Monday, August 9, 2010

How do you baste your quilts?

I love quilting. From buying the fabrics (or dreaming of the ones I want!), to designing, piecing the tops and hand stitching the binding, I love the thrill of watching it come together. BUT....I gotta say, the actually quilting step stresses me out a bit. By this point, you have invested a lot of time and effort, and, let's face it, the quilting can make or break it. What style of quilting? what color thread? Some quilts "speak" to you more than others.

I am still pretty new to this quilting thing, and had not yet tried free motion quilting. It was time to take the plunge. So I tried it. The top looked great! Then I flipped it over.....

Oh. Fudge.

A couple nasty puckers. So I ask you quilters out there- how do you baste? What works for you? I usually baste with pins much like described by Crazy Mom Quilts here. This time I admit I starting quilting from one end and quilted to the other, instead of starting in the middle as I nomally do. Anyways, I have a stack of tops and backs from my holiday waiting to be quilted and I want to avoid this again....pointers, please!

5 comments:

Mary said...

I can relate - the quilting part stresses me out too! It really does make or break the quilt, and picking out hundreds of stitches isn't my idea of a good time!

I also haven't been brave enough to try free-motion. I pin baste with those curved quilter's safety pins, but I wonder if they'd be difficult to work with for free-motion? I've been curious to try spray basting for smaller projects, like potholders or doll sized quilts, but haven't tried it yet. I'll be curious to see what others suggest!

quiltilicious said...

Excellent photos...they look like the back of several of my quilts ;-)
I spray baste - was getting fed up with the pin basting.
After have spray basted, start quilt in the middle, smoothing out as I go and every so often I stop and look under the quilt to see if there are any lumps and bumps forming and if there are, you can reposition all three layers to get it smooth. I found it too difficult to do this when it was pinned.
This is a really good video that I watched to get me in the groove ;-) http://www.youtube.com/watch?v=nwV8tUkhxUM
Good luck.

Mama Pea said...

There is a great tutorial on spray basting on The Quilt Show website (www.thequiltshow.com). I think it is available for everyone...I don't think you have to be a member to see them. If you aren't a member, it's worth joining. There is so much information and stuff going on. Just thought I'd mention it, because I think spray basting seems to be the way to go. (I send my stuff out for quilting, so I don't baste much.)

sewali said...

I use 505 spray adhesive, it's the best thing invented since the rotary cutter LOL! Here is an explanation of how I use the spray adhesive (I've copied it from a forum I posted on):

505 only needs a light misting to stick the layers together. If you're working on the floor or table you should lay some plastic or newspaper alongside the area you're spraying, just move it around as you go, so you catch any overspray. Also, you should spray the batting, not the fabric.

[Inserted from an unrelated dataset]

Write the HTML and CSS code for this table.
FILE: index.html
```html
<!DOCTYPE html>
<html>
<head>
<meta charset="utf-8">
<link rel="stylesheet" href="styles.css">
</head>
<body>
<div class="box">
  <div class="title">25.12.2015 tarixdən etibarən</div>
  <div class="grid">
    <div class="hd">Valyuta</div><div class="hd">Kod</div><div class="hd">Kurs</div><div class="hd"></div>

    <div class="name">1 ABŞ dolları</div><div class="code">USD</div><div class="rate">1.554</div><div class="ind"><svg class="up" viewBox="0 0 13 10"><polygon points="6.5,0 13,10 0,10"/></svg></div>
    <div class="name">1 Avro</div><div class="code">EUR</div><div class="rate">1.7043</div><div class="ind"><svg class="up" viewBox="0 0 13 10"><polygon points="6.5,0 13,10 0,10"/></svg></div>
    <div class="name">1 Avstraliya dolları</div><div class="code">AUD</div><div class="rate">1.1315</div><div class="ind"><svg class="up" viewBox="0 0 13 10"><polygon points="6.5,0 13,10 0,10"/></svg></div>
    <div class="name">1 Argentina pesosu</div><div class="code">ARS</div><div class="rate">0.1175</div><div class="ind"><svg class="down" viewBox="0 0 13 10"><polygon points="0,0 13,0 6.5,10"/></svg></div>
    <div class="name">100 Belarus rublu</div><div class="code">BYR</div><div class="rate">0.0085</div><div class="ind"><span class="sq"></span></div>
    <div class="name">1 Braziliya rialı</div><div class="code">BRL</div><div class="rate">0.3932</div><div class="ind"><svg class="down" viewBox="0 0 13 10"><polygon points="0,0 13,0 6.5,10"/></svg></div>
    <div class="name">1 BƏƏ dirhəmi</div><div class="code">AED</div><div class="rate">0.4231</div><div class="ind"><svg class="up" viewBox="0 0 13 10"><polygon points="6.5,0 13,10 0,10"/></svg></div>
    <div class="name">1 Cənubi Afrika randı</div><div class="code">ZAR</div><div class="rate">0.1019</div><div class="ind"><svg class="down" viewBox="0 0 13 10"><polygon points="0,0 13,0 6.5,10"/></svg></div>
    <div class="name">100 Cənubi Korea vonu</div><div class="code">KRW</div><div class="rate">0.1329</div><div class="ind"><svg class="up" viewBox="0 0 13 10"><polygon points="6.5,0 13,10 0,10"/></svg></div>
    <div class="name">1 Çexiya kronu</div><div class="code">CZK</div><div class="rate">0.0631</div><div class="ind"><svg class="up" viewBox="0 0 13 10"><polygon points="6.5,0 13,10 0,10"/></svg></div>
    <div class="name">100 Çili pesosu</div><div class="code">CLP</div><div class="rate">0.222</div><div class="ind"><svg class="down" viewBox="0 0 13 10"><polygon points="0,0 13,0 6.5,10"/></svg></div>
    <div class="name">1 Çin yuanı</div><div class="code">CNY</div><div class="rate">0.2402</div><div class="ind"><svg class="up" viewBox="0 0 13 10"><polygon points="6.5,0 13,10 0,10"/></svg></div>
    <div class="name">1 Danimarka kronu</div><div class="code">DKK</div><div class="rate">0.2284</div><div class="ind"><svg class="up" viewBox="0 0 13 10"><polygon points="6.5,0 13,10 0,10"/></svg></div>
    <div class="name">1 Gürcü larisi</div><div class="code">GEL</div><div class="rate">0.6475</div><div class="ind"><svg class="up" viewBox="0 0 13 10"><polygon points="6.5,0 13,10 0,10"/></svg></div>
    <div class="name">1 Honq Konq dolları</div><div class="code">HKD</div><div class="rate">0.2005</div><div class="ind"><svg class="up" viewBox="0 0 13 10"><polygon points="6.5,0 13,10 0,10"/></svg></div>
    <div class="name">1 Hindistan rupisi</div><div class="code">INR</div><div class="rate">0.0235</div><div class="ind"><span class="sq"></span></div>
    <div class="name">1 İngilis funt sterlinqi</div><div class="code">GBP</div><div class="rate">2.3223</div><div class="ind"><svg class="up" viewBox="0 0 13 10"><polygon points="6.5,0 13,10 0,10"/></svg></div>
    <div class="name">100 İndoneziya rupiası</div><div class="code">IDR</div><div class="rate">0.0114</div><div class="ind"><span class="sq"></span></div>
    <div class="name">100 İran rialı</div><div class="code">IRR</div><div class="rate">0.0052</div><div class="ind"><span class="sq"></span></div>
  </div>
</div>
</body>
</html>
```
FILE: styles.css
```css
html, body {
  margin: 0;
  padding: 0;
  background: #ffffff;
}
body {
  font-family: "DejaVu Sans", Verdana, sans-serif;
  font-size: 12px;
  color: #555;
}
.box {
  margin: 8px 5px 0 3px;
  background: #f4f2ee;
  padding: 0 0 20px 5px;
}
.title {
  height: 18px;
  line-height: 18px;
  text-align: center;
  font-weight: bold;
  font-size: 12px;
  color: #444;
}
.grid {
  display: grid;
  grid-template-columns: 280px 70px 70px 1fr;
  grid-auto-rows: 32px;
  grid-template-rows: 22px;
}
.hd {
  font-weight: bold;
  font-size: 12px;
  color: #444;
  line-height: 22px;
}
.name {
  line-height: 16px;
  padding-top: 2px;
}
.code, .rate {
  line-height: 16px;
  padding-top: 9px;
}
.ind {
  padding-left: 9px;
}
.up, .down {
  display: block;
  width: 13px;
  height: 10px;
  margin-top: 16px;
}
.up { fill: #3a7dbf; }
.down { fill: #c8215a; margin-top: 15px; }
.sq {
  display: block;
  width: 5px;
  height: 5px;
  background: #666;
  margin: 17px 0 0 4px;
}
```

Lay your backing fabric down (wrong side facing up) and tape/pin it to the surface you're working on. Make sure it's smooth and well anchored, but not stretched. Next lay the batting on top and get it smoothed out. Then fold half of it back on itself (this is where 2 people make the job much easier) and spray lightly with 505, holding the can about a foot from the batting (remember to move your plastic bag / newspaper around next to where you're spraying to avoid overspray). Fold the batting back down and smooth/pat it down without stretching - this only needs a light touch. Repeat with the other half. Lay the quilt top down and get it smoothed out so you can check it's in the right position and doesn't have any glaring lumps & bumps. Again, fold back half, lightly spray the batting and fold the top back down. Smooth lightly to stick, make any adjustments needed to get the top flat and square, the glue is only tacky and you can lift and reposition the fabric. Repeat for the other half and hey presto, one sandwiched quilt! Magic stuff!

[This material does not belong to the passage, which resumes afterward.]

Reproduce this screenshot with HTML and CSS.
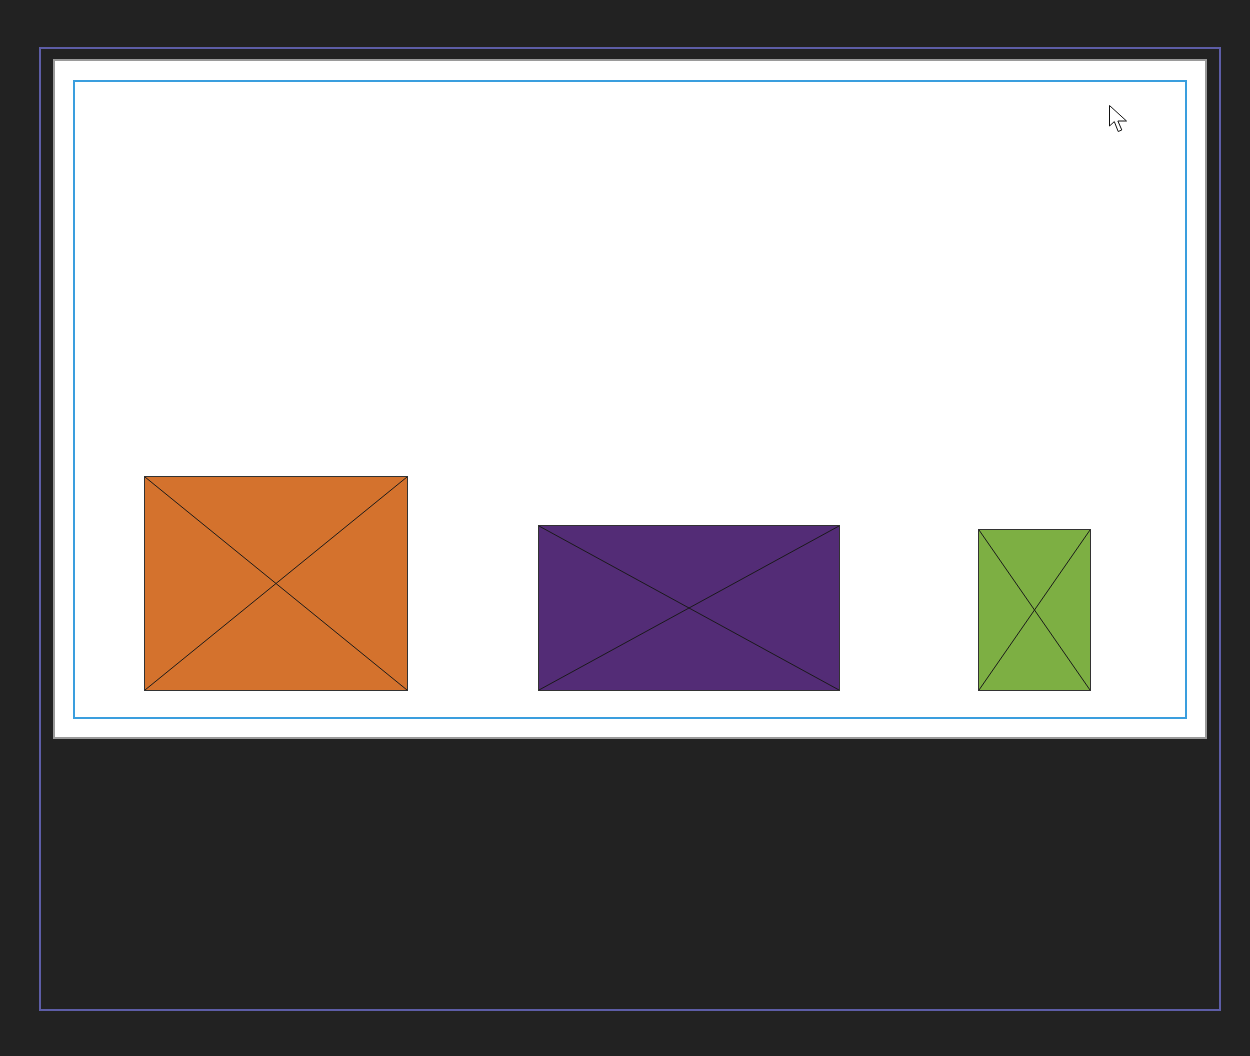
FILE: index.html
```html
<!DOCTYPE html>
<html>

<head>
    <title>Layout Preview</title>
    <meta name="viewport" content="width=device-width, initial-scale=1">
    <link rel="stylesheet" href="styles.css">
</head>

<body>
    <div class="frame">
        <div class="panel">
            <div class="stage">
                <div class="box box-orange">
                    <svg class="cross" viewBox="0 0 100 100" preserveAspectRatio="none">
                        <line x1="0" y1="0" x2="100" y2="100" />
                        <line x1="100" y1="0" x2="0" y2="100" />
                    </svg>
                </div>
                <div class="box box-purple">
                    <svg class="cross" viewBox="0 0 100 100" preserveAspectRatio="none">
                        <line x1="0" y1="0" x2="100" y2="100" />
                        <line x1="100" y1="0" x2="0" y2="100" />
                    </svg>
                </div>
                <div class="box box-green">
                    <svg class="cross" viewBox="0 0 100 100" preserveAspectRatio="none">
                        <line x1="0" y1="0" x2="100" y2="100" />
                        <line x1="100" y1="0" x2="0" y2="100" />
                    </svg>
                </div>

                <!-- mouse pointer over the stage -->
                <svg class="pointer" width="21" height="30" viewBox="0 0 21 30">
                    <path d="M1.5 1.5 L1.5 22 L6.3 17.6 L10.2 27.5 L13.8 26 L9.9 17 L18.5 17 Z" />
                </svg>
            </div>
        </div>
    </div>
</body>

</html>
```

FILE: styles.css
```css
* {
    box-sizing: border-box;
}

body {
    margin: 0;
    background: #222222;
    font-family: "Liberation Sans", Arial, sans-serif;
}

.frame {
    margin: 47px 0 0 39px;
    width: 1182px;
    height: 964px;
    border: 2px solid #5d5da6;
    padding: 10px 0 0 12px;
}

.panel {
    width: 1154px;
    height: 680px;
    background: #ffffff;
    border: 2px solid #9a9a9a;
    padding: 19px 18px 18px 18px;
}

.stage {
    position: relative;
    height: 100%;
    border: 2px solid #3a9ede;
    display: flex;
    align-items: flex-end;
    padding: 0 0 26px 69px;
}

.box {
    border: 1px solid #333333;
    flex-shrink: 0;
}

.cross {
    display: block;
    width: 100%;
    height: 100%;
}

.cross line {
    stroke: #1a1a1a;
    stroke-width: 1;
    vector-effect: non-scaling-stroke;
}

.box-orange {
    width: 264px;
    height: 215px;
    background: #d4722d;
}

.box-purple {
    width: 302px;
    height: 166px;
    background: #532c76;
    margin-left: 130px;
}

.box-green {
    width: 113px;
    height: 162px;
    background: #7daf43;
    margin-left: 138px;
}

.pointer {
    position: absolute;
    left: 1033px;
    top: 22px;
}

.pointer path {
    fill: #ffffff;
    stroke: #111111;
    stroke-width: 1;
    stroke-linejoin: miter;
}
```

I hope you can make sense of this explanation. We do all our quilt layering at our local village hall, they have nice big tables and the hall rental is very reasonable. If you have some friends who also want to layer quilts, it's worth hiring and then you also have your helpers!

Magnolia Designs said...

Kristie, I have always spray basted until recently when I started pinning. I DEF like the results spray basting gives better, but I used the wrong spray once and had a stiff stuck quilt after washing...it didn't let go. That's when I tried pinning...both are okay, but spray it better!